The Thai baht has flipped from Asia’s strongest currency in 2019 to one of the region’s worst performing this year, following an outbreak of a new coronavirus that originated from China.
The Thai currency has lost around 4.1% against the U.S. dollar so far this year, reversing almost half of its 7.9% gains against the greenback in 2019.
In a bid to boost the Thai economy, the country’s central bank, the Bank of Thailand, on Wednesday unexpectedly cut its policy rate to an all-time low, and cited the virus spread as one reason that will drag down growth.
Trinh Nguyen, senior economist at French investment bank Natixis, said on Thursday the second-largest economy in Southeast Asia has been too dependent on external demand,” particularly that from China.
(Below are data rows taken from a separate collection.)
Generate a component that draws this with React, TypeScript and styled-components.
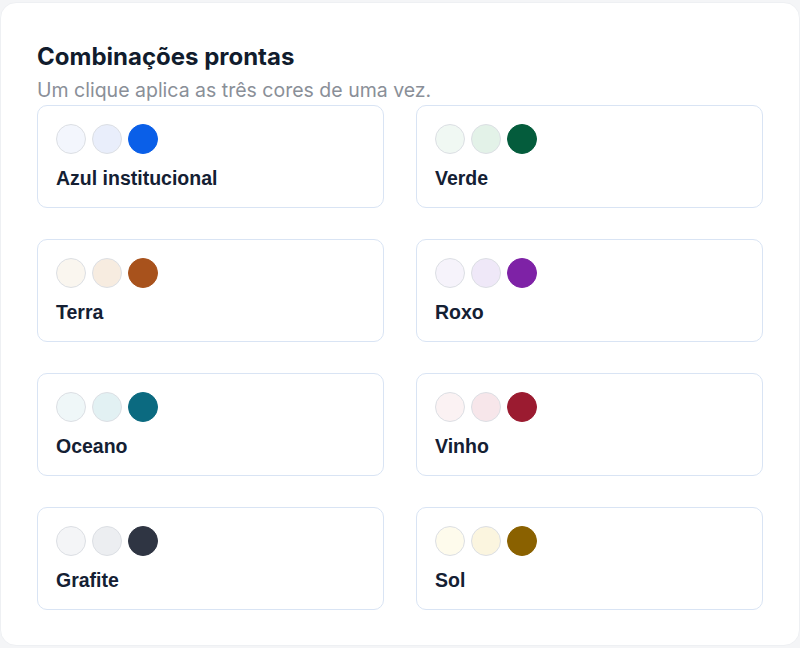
import React from "react";
import styled, { createGlobalStyle } from "styled-components";

const GlobalStyle = createGlobalStyle`
  html, body {
    margin: 0;
    padding: 0;
    background: #f4f5f7;
  }
  * {
    box-sizing: border-box;
  }
`;

const Page = styled.div`
  padding: 2px 0;
`;

const Panel = styled.section`
  background: #ffffff;
  border: 1px solid #eef0f3;
  border-radius: 16px;
  padding: 39px 36px 35px 36px;
`;

const Title = styled.h2`
  margin: 0;
  font-family: Inter, "Noto Sans", sans-serif;
  font-size: 24px;
  line-height: 29px;
  font-weight: 700;
  color: #111c2d;
`;

const Subtitle = styled.p`
  margin: 8px 0 3px 0;
  font-family: Inter, "Noto Sans", sans-serif;
  font-size: 19.5px;
  line-height: 23px;
  color: #8a8f98;
`;

const Grid = styled.div`
  display: grid;
  grid-template-columns: 1fr 1fr;
  column-gap: 32px;
  row-gap: 31px;
`;

const PresetCard = styled.button`
  display: flex;
  flex-direction: column;
  align-items: flex-start;
  height: 103px;
  padding: 18px;
  background: #ffffff;
  border: 1px solid #d9e4f4;
  border-radius: 10px;
  cursor: pointer;
  text-align: left;
`;

const Swatches = styled.div`
  display: flex;
  gap: 6px;
`;

const Swatch = styled.span<{ color: string; strong?: boolean }>`
  display: block;
  width: 30px;
  height: 30px;
  border-radius: 50%;
  background: ${(props) => props.color};
  border: 1px solid ${(props) => (props.strong ? props.color : "#dcdfe4")};
`;

const Label = styled.span`
  margin-top: 13px;
  font-family: "Liberation Sans", Arial, sans-serif;
  font-size: 19.5px;
  line-height: 22px;
  font-weight: 700;
  color: #142033;
`;

const presets = [
  { name: "Azul institucional", colors: ["#f3f6fd", "#e9eefb", "#0a5fe8"] },
  { name: "Verde", colors: ["#f0f8f3", "#e3f2e8", "#045c3c"] },
  { name: "Terra", colors: ["#faf6ef", "#f7ece0", "#a8521c"] },
  { name: "Roxo", colors: ["#f6f3fb", "#efe8f8", "#7e22a6"] },
  { name: "Oceano", colors: ["#eff7f8", "#e2f1f3", "#0b6a80"] },
  { name: "Vinho", colors: ["#fbf2f3", "#f7e6ea", "#9b1b30"] },
  { name: "Grafite", colors: ["#f4f5f7", "#eceef1", "#2f3543"] },
  { name: "Sol", colors: ["#fefbec", "#fbf5df", "#8a6100"] },
];

export default function App() {
  return (
    <Page>
      <GlobalStyle />
      <Panel>
        <Title>Combinações prontas</Title>
        <Subtitle>Um clique aplica as três cores de uma vez.</Subtitle>
        <Grid>
          {presets.map((preset) => (
            <PresetCard key={preset.name} type="button">
              <Swatches>
                {preset.colors.map((c, i) => (
                  <Swatch key={c} color={c} strong={i === 2} />
                ))}
              </Swatches>
              <Label>{preset.name}</Label>
            </PresetCard>
          ))}
        </Grid>
      </Panel>
    </Page>
  );
}
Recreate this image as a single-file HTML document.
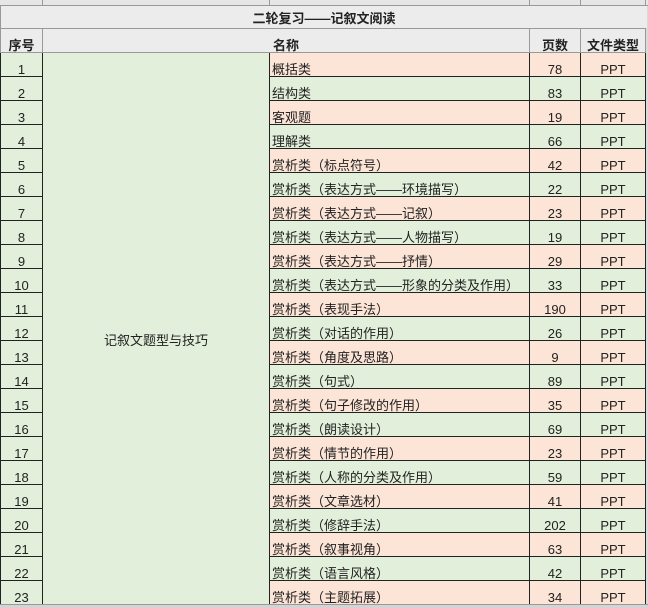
<!DOCTYPE html>
<html><head><meta charset="utf-8"><style>
body{margin:0;width:648px;height:607px;overflow:hidden;background:#d9d9d9;font-family:"Liberation Sans","Noto Sans CJK SC",sans-serif;font-size:13px;color:#222;position:relative}
.top{position:absolute;left:0;top:0;width:648px;height:5px;background:#e6e6e6;border-bottom:1px solid #999}
.top i{position:absolute;top:0;width:1px;height:5px;background:#999}
.title{position:absolute;left:0;top:6px;width:646px;height:22px;background:#ececec;border-left:1px solid #999;text-align:center;line-height:26px;font-weight:bold;font-size:13px}
table{position:absolute;left:0;top:28px;border-collapse:collapse;table-layout:fixed}
td{border:1px solid #222;height:23px;padding:0 2px 0;vertical-align:bottom;line-height:12px;white-space:nowrap;overflow:hidden}
.h td{background:#ececec;font-weight:bold;text-align:center;border-color:#999}
.c{text-align:center}
.p td.x{background:#fce4d6}
.g td.x{background:#e2efda}
td.s{background:#e2efda;text-align:center}
td.m{background:#e2efda;text-align:center;vertical-align:middle;padding-top:24px}
.bot{position:absolute;left:0;top:604px;width:648px;height:3px;background:#d4d4d4;border-top:1px solid #999}
</style></head><body>
<div class="top"><i style="left:42px"></i><i style="left:269px"></i><i style="left:529px"></i><i style="left:580px"></i><i style="left:645px"></i></div>
<div class="title">二轮复习——记叙文阅读</div>
<table>
<colgroup><col style="width:42px"><col style="width:227px"><col style="width:260px"><col style="width:51px"><col style="width:65px"></colgroup>
<tr class="h"><td>序号</td><td colspan="2">名称</td><td>页数</td><td>文件类型</td></tr>
<tr class="p"><td class="s">1</td><td class="m" rowspan="23">记叙文题型与技巧</td><td class="x">概括类</td><td class="x c">78</td><td class="x c">PPT</td></tr>
<tr class="g"><td class="s">2</td><td class="x">结构类</td><td class="x c">83</td><td class="x c">PPT</td></tr>
<tr class="p"><td class="s">3</td><td class="x">客观题</td><td class="x c">19</td><td class="x c">PPT</td></tr>
<tr class="g"><td class="s">4</td><td class="x">理解类</td><td class="x c">66</td><td class="x c">PPT</td></tr>
<tr class="p"><td class="s">5</td><td class="x">赏析类（标点符号）</td><td class="x c">42</td><td class="x c">PPT</td></tr>
<tr class="g"><td class="s">6</td><td class="x">赏析类（表达方式——环境描写）</td><td class="x c">22</td><td class="x c">PPT</td></tr>
<tr class="p"><td class="s">7</td><td class="x">赏析类（表达方式——记叙）</td><td class="x c">23</td><td class="x c">PPT</td></tr>
<tr class="g"><td class="s">8</td><td class="x">赏析类（表达方式——人物描写）</td><td class="x c">19</td><td class="x c">PPT</td></tr>
<tr class="p"><td class="s">9</td><td class="x">赏析类（表达方式——抒情）</td><td class="x c">29</td><td class="x c">PPT</td></tr>
<tr class="g"><td class="s">10</td><td class="x">赏析类（表达方式——形象的分类及作用）</td><td class="x c">33</td><td class="x c">PPT</td></tr>
<tr class="p"><td class="s">11</td><td class="x">赏析类（表现手法）</td><td class="x c">190</td><td class="x c">PPT</td></tr>
<tr class="g"><td class="s">12</td><td class="x">赏析类（对话的作用）</td><td class="x c">26</td><td class="x c">PPT</td></tr>
<tr class="p"><td class="s">13</td><td class="x">赏析类（角度及思路）</td><td class="x c">9</td><td class="x c">PPT</td></tr>
<tr class="g"><td class="s">14</td><td class="x">赏析类（句式）</td><td class="x c">89</td><td class="x c">PPT</td></tr>
<tr class="p"><td class="s">15</td><td class="x">赏析类（句子修改的作用）</td><td class="x c">35</td><td class="x c">PPT</td></tr>
<tr class="g"><td class="s">16</td><td class="x">赏析类（朗读设计）</td><td class="x c">69</td><td class="x c">PPT</td></tr>
<tr class="p"><td class="s">17</td><td class="x">赏析类（情节的作用）</td><td class="x c">23</td><td class="x c">PPT</td></tr>
<tr class="g"><td class="s">18</td><td class="x">赏析类（人称的分类及作用）</td><td class="x c">59</td><td class="x c">PPT</td></tr>
<tr class="p"><td class="s">19</td><td class="x">赏析类（文章选材）</td><td class="x c">41</td><td class="x c">PPT</td></tr>
<tr class="g"><td class="s">20</td><td class="x">赏析类（修辞手法）</td><td class="x c">202</td><td class="x c">PPT</td></tr>
<tr class="p"><td class="s">21</td><td class="x">赏析类（叙事视角）</td><td class="x c">63</td><td class="x c">PPT</td></tr>
<tr class="g"><td class="s">22</td><td class="x">赏析类（语言风格）</td><td class="x c">42</td><td class="x c">PPT</td></tr>
<tr class="p"><td class="s">23</td><td class="x">赏析类（主题拓展）</td><td class="x c">34</td><td class="x c">PPT</td></tr>
</table>
<div class="bot"></div>
</body></html>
“We know with absolute certainty that the tourism hit will be there,” she said, adding that exports are also likely to be “another downward drag” on Thailand’s roughly $500 billion economy.
“This is why we slashed GDP forecast to only 2.2% this year and that means that Thailand is very short of the World Bank target of 5% if it wants to reach high income status in about a decade,” said Nguyen.
The spread of a new coronavirus, believed to have originated from the Chinese city of Wuhan, has led authorities in China to quarantine multiple cities, shut down business hubs by extending the Lunar New Year holidays and ban overseas group tours.
China is the world’s largest outbound travel market and Thailand received 10.5 million Chinese travelers in 2018 — fewer than Hong Kong and Macao, according to data by China Outbound Tourism Research Institute.
The Thai Tourism Ministry estimated that reduced tourists from China could result in 50 billion baht ($1.61 billion) of lost revenue, reported Reuters.
Thailand needs to be more competitive
Such a drag from the tourism sector is an added concern to an already fragile Thai economy, and the central bank will likely have to cut interest rates again to boost growth, several economists said.
“We don’t think one rate cut will be enough in preventing the growth slowdown, let alone boosting growth,” Prakash Sakpal, Asia economist at Dutch bank ING, wrote in a Wednesday note.
“We believe the (Bank of Thailand) would want to remain ahead of the curve in its policy response to the evolving situation. If so, another cut at the next meeting in March makes more sense as a timely, and probably more effective, boost to the economy,” he added.
But over the longer term, Thailand must make its economy more competitive — and the virus outbreak could be an opportunity to reduce its reliance on “volatile sectors” like tourism, said Nguyen.
“I think they need to invest more, it’s a question of investing where,” she said, explaining that the Thai economy needs to “diversify income sources so that Thailand can itself generate its own growth.”
“Otherwise, they’re stuck in a trap where despite everything that they do, they cannot generate sustained domestic demand particularly investment and consumption,” she added.